The rationale behind this line of thinking is captured well in the president’s Tuesday tweet: “THE CURE CANNOT BE WORSE (by far) THAN THE PROBLEM!”
Empathy is owed to those who fill leadership positions in the public and private sector in the midst of this crisis. From the President to small-business owners, the economic fallout of this public health emergency contains catastrophic potential. As one whose family has been directly impacted by the sudden economic downturn, I understand the urge to “open up” the country to commerce. But when the known result of such a choice would put an unprecedented number of human lives at immediate risk of death, a decision to “open up” the country would be an unequivocal moral evil.
Under no circumstance is an act of moral evil a legitimate cure for any problem.
The spread of COVID-19 is a natural evil. Fueled by climate abuse, a hurricane or a tornado is also a natural evil. Like COVID-19, they inflict horrors and sometimes death, but there is no moral agent that can clearly be held responsible for them.
On the other hand, a moral evil is when a destructive outcome can be tied to the intentional action (or inaction) of a moral agent. Applied to the dilemma at hand, it would be an intentional act of moral evil to “open up” the country while knowing that elderly, immuno-suppressed and other vulnerable populations–already at increased risk–would likely die by the hundreds of thousands, if not millions.
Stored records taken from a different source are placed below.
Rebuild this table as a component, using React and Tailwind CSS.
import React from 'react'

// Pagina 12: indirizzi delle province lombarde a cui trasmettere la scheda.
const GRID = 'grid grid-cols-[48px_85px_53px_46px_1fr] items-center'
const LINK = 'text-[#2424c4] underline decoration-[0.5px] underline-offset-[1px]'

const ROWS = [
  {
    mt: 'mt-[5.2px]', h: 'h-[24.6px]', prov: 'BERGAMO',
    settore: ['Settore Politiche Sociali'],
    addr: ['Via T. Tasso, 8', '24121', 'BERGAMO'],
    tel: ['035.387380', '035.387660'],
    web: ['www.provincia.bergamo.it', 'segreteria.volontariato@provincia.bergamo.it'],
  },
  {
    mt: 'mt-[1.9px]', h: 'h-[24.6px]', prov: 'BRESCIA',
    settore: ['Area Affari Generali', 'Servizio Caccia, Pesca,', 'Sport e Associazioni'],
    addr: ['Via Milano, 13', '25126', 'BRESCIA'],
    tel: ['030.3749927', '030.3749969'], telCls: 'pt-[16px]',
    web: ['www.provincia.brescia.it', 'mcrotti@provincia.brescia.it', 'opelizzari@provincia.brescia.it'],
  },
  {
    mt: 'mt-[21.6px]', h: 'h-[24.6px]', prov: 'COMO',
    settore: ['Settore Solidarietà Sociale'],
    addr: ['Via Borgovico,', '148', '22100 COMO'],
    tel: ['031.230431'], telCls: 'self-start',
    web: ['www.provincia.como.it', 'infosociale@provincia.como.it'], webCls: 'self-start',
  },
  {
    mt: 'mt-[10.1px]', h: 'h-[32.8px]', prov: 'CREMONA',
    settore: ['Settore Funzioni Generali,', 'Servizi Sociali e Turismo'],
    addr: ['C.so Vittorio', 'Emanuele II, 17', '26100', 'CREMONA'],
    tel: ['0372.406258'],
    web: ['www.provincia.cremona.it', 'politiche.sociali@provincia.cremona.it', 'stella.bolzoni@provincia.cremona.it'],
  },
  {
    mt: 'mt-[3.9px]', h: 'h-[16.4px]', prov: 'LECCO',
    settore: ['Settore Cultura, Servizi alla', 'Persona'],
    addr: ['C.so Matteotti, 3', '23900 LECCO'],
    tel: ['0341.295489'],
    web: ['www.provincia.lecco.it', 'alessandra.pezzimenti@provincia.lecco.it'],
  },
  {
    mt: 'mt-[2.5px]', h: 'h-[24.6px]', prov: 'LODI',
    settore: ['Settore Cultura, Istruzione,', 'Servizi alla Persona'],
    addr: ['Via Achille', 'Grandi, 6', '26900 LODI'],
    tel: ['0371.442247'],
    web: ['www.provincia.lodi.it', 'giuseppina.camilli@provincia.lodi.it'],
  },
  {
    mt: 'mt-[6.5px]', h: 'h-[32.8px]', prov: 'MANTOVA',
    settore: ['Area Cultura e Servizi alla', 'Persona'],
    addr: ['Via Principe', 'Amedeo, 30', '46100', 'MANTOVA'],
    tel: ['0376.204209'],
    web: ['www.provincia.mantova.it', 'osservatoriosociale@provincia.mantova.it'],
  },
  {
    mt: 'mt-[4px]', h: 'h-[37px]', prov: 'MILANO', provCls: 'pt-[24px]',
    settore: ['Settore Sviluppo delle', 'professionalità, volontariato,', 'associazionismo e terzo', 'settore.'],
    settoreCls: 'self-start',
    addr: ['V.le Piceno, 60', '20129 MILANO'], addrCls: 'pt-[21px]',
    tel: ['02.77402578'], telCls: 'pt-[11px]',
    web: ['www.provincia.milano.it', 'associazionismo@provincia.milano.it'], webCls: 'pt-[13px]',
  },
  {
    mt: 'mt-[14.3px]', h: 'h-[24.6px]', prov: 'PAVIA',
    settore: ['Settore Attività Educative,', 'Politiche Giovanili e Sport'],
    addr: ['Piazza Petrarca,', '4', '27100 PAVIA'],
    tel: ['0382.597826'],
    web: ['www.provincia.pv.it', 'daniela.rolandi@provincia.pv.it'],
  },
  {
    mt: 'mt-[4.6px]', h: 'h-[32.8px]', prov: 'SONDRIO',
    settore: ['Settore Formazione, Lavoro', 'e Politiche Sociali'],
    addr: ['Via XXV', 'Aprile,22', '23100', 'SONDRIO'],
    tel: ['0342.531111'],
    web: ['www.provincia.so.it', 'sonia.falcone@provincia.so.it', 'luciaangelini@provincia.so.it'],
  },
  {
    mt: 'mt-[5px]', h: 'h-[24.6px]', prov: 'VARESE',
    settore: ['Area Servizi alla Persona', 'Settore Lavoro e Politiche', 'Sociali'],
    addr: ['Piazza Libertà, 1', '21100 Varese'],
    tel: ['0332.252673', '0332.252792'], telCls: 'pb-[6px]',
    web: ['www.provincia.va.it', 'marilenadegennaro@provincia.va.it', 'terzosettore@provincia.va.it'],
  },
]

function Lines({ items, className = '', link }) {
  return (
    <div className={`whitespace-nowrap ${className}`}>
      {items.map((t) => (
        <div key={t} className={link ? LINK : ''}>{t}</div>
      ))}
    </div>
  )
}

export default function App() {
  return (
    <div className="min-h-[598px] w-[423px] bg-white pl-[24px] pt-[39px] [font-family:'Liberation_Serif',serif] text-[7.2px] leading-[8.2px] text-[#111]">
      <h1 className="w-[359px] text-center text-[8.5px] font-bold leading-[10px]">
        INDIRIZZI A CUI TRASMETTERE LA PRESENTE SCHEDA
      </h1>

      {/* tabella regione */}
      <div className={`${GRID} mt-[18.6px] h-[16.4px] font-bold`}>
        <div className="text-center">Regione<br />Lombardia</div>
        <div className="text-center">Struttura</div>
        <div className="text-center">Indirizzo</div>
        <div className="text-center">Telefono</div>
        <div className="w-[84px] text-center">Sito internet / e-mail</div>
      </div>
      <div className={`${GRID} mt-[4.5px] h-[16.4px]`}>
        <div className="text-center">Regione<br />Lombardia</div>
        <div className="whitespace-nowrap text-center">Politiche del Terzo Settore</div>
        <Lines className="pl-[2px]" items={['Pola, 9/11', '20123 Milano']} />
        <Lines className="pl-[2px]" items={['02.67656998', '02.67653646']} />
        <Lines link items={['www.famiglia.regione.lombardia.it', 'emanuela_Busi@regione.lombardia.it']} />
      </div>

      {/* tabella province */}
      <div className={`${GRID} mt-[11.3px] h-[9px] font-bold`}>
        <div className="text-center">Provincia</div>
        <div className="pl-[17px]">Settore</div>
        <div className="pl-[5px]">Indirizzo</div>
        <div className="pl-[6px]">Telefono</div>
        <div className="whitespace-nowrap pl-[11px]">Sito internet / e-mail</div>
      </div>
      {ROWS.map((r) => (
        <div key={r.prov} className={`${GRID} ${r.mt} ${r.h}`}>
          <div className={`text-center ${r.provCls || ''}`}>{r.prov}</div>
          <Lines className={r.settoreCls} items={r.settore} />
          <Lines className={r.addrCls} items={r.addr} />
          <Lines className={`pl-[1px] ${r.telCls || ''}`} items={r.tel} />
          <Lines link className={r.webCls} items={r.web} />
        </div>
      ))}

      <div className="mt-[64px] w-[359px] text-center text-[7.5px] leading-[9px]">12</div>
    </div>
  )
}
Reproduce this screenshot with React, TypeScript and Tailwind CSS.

It is horrifying to hear government leaders flirting with this possibility. Yet, in these unprecedented days, we who seek to live in communion with the Prince of Peace should be prepared to resist such action.
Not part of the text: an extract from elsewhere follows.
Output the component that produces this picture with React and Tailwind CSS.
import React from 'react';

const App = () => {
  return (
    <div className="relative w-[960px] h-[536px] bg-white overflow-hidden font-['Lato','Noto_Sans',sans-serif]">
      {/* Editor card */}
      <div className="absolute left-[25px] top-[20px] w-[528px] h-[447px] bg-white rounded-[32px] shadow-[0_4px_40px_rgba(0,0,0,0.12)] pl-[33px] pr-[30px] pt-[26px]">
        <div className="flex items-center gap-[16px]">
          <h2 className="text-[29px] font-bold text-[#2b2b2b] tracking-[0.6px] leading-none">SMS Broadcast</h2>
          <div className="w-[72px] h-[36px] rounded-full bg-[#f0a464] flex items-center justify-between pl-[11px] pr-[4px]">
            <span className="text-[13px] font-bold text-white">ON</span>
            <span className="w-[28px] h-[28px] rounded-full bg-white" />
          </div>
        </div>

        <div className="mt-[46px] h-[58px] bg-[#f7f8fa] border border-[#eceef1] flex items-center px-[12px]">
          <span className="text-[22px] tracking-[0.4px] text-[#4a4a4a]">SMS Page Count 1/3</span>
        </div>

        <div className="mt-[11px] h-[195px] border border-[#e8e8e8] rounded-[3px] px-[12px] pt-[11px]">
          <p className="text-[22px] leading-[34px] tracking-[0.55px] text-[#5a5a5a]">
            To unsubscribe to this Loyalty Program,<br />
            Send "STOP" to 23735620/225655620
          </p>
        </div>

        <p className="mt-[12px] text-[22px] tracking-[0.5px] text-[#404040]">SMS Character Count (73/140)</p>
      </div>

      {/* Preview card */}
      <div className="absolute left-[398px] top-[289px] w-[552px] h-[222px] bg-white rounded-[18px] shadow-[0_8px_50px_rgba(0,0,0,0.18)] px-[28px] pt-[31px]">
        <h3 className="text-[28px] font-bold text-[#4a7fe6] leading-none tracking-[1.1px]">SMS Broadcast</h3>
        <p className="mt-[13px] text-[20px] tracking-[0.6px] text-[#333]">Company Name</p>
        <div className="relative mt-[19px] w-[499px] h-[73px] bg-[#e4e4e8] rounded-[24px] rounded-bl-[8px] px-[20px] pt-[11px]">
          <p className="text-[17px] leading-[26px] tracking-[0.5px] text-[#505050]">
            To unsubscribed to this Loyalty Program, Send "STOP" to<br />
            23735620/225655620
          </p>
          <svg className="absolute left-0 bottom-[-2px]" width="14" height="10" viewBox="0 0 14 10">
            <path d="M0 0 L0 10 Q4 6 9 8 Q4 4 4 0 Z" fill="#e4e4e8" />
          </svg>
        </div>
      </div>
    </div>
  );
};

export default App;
From beginning to end, Scripture makes clear that extending hospitality and care to the “least of these” is an expression of faithfulness. The vulnerable in this moment of crisis are the elderly, the immuno-suppressed and those who live in under-resourced and oppressed communities. In my tiny corner of the world in Des Moines, Iowa, we are exploring what it means to extend care and community creatively amid the spread of COVID-19 while not opening our doors and exposing ourselves until all of us can worship free from known medical risk.
Moreover, Scripture also makes clear that Christians are called to care for those experiencing economic hardship. Thus, for Christians the choice between sacrificing the economy or sacrificing human life is always a false choice. Christ modeled a life of care for all people, no matter their social circumstances. This is summed up best by the Apostle Paul in Galatians 6:2, where the church is called to “bear one another’s burdens, and in this way you will fulfill the law of Christ.”
Our faith teaches us that the moral cure for hardship is found in expressions of empathy, solidarity and love. How our congregations and communities go about this work specifically, now and beyond this crisis, depends on their context. It likely means joining broad-based efforts to reknit the social fabric and strengthen bonds of social solidarity. It likely means pulling resources together in a common purse to assist those in need. It likely means proceeding with awkward virtual gatherings for longer than desired. And it certainly means rejecting the false choice between economic sacrifice or the sacrifice of human life.
After all, on Easter morning we celebrate our Lord, who overcame death so that no such sacrifice is necessary. We have hope not because the economy is strong but because Christ rose again. With resurrection hope, we navigate these difficult times, proclaiming that no member of Christ’s body is expendable. “If one part suffers, every part suffers with it; if one part is honored, every part rejoices with it” (1 Corinthians 12:26). We are one body and are in this together.
John Tyson is pastor of Des Moines (Iowa) Mennonite Church.